Everyone seated beneath those grand murals of Detroit industry, depicting its sweat, labor and might, is an actor in the ongoing drama. From the bow-tied museum director Graham Beal, to the stocky, silver-haired Don Taylor representing retired police and fire employees, from Gov. Rick Snyder to the immaculately suited art patrons, the pride of accomplishment only goes so far.
This deal’s not quite done.
Emergency Manager Kevyn Orr joked that this was the first time he’d been in the DIA without people worrying that he was there “to case the joint,” inspiring laughter more nervous than wholehearted.

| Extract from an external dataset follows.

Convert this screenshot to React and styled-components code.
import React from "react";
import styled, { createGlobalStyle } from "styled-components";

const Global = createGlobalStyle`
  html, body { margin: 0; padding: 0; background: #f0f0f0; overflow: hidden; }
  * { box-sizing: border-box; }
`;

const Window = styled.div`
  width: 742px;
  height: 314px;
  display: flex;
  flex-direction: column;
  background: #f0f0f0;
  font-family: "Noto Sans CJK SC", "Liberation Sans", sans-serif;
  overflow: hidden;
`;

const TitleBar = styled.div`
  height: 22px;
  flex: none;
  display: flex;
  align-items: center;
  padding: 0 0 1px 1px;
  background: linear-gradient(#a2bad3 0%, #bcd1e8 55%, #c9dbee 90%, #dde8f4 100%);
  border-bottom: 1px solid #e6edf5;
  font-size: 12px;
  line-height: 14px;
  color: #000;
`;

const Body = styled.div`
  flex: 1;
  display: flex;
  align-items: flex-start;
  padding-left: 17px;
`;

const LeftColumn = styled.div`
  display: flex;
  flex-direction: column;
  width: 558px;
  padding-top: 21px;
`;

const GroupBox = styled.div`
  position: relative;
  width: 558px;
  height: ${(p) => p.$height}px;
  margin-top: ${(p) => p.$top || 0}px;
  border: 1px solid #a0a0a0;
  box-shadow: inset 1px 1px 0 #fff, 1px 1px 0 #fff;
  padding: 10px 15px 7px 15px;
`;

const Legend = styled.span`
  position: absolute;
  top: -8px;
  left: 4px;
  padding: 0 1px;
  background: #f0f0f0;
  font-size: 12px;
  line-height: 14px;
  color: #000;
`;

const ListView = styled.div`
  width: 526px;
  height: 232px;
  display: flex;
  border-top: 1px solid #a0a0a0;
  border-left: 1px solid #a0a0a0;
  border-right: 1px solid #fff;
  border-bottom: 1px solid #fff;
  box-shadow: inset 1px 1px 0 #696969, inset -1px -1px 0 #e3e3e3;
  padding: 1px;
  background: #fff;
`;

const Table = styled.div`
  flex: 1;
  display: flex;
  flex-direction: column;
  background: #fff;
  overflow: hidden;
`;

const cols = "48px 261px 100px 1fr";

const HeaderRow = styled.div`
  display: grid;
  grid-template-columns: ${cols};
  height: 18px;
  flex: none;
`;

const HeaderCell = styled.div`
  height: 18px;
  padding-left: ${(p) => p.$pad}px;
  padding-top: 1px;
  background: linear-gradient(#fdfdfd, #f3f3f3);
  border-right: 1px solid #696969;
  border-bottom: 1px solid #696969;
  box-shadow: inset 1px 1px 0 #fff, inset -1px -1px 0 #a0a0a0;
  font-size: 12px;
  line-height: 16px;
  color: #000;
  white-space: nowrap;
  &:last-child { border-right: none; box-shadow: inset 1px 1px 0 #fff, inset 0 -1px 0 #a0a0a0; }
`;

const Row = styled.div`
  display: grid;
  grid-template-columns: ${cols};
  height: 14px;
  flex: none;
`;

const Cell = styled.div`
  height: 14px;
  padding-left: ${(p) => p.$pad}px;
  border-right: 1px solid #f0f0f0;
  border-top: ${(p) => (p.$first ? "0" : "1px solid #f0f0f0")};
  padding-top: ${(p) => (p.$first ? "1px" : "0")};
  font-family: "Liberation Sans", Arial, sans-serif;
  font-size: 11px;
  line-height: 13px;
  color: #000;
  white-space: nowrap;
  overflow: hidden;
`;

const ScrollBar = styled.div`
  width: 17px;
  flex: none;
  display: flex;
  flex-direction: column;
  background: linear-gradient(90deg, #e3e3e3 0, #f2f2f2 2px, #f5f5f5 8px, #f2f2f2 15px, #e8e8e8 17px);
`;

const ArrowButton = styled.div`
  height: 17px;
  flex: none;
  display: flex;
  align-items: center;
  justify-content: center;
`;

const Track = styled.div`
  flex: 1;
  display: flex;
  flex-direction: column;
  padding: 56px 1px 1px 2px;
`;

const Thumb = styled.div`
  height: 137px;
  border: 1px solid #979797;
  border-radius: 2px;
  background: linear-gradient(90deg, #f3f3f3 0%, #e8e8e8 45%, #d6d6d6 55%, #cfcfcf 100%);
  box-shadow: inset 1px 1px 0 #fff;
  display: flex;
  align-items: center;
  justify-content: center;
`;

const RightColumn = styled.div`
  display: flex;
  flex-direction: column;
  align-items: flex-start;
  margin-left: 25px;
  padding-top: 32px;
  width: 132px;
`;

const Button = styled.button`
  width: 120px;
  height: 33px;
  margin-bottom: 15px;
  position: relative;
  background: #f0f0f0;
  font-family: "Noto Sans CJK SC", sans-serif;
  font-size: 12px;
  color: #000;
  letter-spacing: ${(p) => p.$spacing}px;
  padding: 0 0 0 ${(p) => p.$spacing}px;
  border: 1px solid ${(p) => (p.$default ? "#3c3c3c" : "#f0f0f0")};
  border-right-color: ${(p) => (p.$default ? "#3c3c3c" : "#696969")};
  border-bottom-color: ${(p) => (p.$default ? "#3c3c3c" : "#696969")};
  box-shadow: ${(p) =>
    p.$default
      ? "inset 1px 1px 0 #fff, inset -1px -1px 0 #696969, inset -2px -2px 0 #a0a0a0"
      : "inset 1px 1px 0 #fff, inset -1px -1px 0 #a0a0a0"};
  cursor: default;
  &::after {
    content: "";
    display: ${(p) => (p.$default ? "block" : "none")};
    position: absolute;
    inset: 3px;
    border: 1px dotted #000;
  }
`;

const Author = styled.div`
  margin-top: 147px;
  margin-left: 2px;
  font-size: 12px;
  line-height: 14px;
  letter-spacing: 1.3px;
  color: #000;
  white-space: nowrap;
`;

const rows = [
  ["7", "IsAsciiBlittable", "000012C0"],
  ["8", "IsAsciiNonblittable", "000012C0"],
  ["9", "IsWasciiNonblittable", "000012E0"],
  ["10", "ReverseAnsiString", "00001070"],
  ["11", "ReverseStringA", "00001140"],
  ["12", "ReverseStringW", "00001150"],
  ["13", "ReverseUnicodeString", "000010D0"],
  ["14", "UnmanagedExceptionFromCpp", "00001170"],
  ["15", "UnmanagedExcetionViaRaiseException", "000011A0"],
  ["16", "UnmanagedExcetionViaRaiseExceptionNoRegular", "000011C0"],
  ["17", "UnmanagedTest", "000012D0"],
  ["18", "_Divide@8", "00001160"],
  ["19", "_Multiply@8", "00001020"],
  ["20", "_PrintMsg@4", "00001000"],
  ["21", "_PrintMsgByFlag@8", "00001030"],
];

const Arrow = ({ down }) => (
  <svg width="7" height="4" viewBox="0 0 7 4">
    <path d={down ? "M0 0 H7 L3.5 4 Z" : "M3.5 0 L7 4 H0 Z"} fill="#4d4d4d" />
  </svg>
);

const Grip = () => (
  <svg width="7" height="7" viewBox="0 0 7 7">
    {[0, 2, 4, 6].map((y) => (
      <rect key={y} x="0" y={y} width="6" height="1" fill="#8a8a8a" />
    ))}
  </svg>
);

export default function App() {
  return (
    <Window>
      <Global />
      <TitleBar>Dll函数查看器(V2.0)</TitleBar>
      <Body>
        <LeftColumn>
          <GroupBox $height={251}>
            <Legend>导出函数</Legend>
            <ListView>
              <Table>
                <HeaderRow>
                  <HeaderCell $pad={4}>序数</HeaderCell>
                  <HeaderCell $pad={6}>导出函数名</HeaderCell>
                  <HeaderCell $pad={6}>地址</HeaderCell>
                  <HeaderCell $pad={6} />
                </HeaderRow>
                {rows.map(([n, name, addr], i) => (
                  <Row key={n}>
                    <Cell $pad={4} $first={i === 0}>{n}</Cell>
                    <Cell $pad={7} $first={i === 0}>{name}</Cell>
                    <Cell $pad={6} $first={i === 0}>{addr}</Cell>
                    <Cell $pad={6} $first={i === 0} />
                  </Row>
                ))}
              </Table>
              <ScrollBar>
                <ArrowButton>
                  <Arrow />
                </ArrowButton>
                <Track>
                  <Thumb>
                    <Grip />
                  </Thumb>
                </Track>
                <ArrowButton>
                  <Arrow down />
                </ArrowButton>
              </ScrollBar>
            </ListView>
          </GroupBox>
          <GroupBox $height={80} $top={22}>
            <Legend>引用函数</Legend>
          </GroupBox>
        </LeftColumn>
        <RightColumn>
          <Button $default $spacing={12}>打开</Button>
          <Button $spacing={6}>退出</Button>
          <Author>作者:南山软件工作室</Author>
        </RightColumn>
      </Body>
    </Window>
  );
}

With so many working parts, and so many people who don’t ordinarily speak to each other now going all “Kumbaya,” the “grand bargain” accomplishment is like the oversized Jenga tower built on Belle Isle for Grand Prix weekend — at once awe-inspiring and incredibly fragile.
Charged with raising $100 million for pensioners as a condition of its own survival, the DIA announced $26 million from “the Autos,” as the Big 3 are known in influential circles. Another $44 million is already committed, according to the DIA board chairman Eugene Gargaro, who intends to raise the full $100 million.
So cheers all around again to the Legislature, which authorized $195 million; to the governor, who encouraged the Legislature; to the foundations; to this never-before-seen southeastern Michigan teamwork.
The word “collaborated” is being used, past tense, rather than as wishful thinking. There is much talk about our “fates being inextricably linked,” as Reid Bigland, the Chrysler executive said, and “working together.”
So far, the spirit of good will is borne out in commitments by all these disparate factions: Thirteen foundations — who aren’t in the business of helping pensioners. The Republican-controlled state Legislature, which typically objects to Detroit. Three auto companies joining to make a $26 million contribution. And the DIA, usually fundraising for its own needs, is $70 million or so into raising $100 million to benefit Detroit retirees.
Chief U.S. District Judge Gerald Rosen saluted as “heroes of the bankruptcy” both Shirley Lightsey, who heads the Detroit employees retirees union, and Don Taylor, of the Detroit police and firefighters.
“You cannot eat principle and uncertainty does not pay the bills,” Lightsey said, explaining why she wants her members to vote for the bargain, even if it is just OK, rather than truly grand for most of them.
All these groups are working together, displaying solidarity and leadership, the way civic fathers do in old-fashioned history books.
A region grown infamous for modeling what not to do is showing off courage and commitment, social intelligence and communal generosity. Its public/private model for action is downright innovative.
As 32,000 current and former city employees study their ballots and ponder their future, the cameras roll, and the officials hold their breath. Nobody can take these workers — now cast to be the city’s saviors or spoilers — for granted.